[Date Prev][Date Next][Thread Prev][Thread Next][Date Index][Thread Index]

[LDM #IRP-426248]: More problems with dropping files.



Mark,

> I'm still trying to find the problem with files being 'dropped' or not
> being sent, or whatever it is this thing is doing.  Only one server is
> having the problem, but the symptoms are all different.  We've been
> seeing a problem with NCDC missing files at around 4:30 UTC each day,
> usually 80 to 100.  So, I've set up several test boxes in my network to
> see if I can narrow down the problem.  I have 3 servers involved in this
> testing.  One (LDM1) is the server feeding the ER and SR and is the
> system having the problem.  Another one (GreatSmokey) is a Fedora 7 box
> running behind our Juniper firewall (and not in the same subnet as LDM1)
> and is pulling only ER and SR data from LDM1, and LDMTest (running
> Fedora Core 6) which is on our network but in a completely different
> subnet from either LDM1 or GS.  I've setup pqact to pull the files to
> ~/nexradII/tmp directories on each server (and stored in there by site
> name eg nexradII/tmp/KABX/) and have a script that runs each night
> around 12:30 Eastern (4:30 UTC) that finds all files from the previous
> 24 hours, lists them and then scans the file names for missing files (by
> number).
> 
> Here's where it gets interesting:  LDM1 and GS have been running this
> setup for 5 days or so now and in each case I'm getting about 40-50
> missing files.  However, nearly all the files missing are not in the
> 4:30 UTC range as NCDC's problem has been, but are missing all over the
> 24 hour period being searched.  Also, neither GS nor LDM1 are missing
> the same number of files (or the same files even) in the scan.
> 
> I've not mentioned LDMTest because it is even stranger.  I've only been
> able to run it one day so far, but in that one day (yesterday) I missed
> 0 files from LDM1.  The pqact.conf file is identical in each case, the
> script used is identical, I've made them as close to identical as I can.
> I'm continuing the run on LDMTest over the next few days, but I cannot
> find any sort of pattern to be able to make any attempts at fixing it.
> LDM1 has ssh access for you already and I can do the same on the 2 test
> boxes quickly if necessary.
> 
> Do you guys have any more ideas on what might be causing this strange
> behaviour?

What's LDM1's fully-qualified hostname?

What's the LDM user's username and password?
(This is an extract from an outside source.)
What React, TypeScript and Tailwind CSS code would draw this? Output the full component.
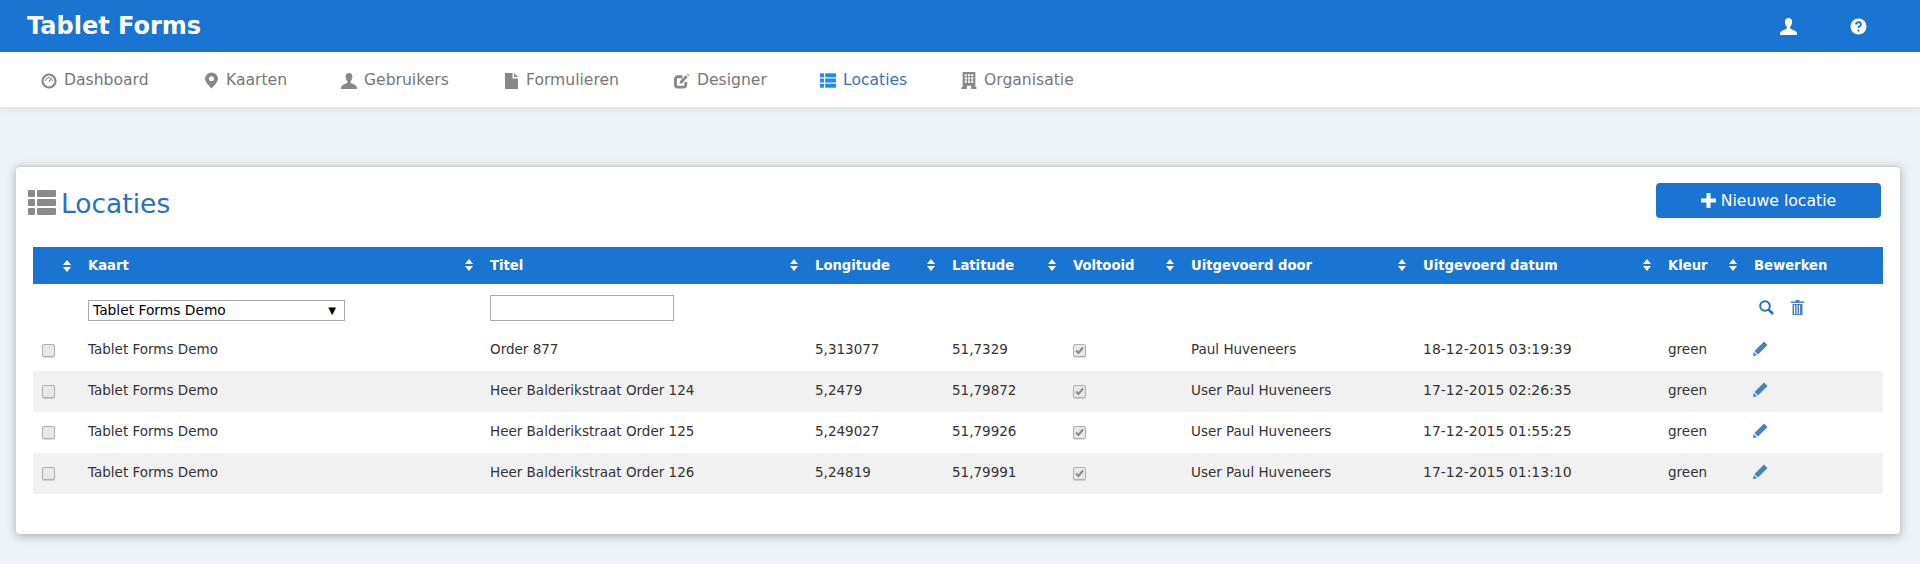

You mentioned that GreatSmokey and LDM1 don't miss the same files.
If GreatSmokey gets its data from LDM1, then it should miss every
file that LDM1 misses.  Does it?

> Mark Haney
> 
> Sr. Systems Administrator
> 
> ERC Broadband

Regards,
Steve Emmerson

Ticket Details
===================
Ticket ID: IRP-426248
Department: Support LDM
Priority: High
Status: On Hold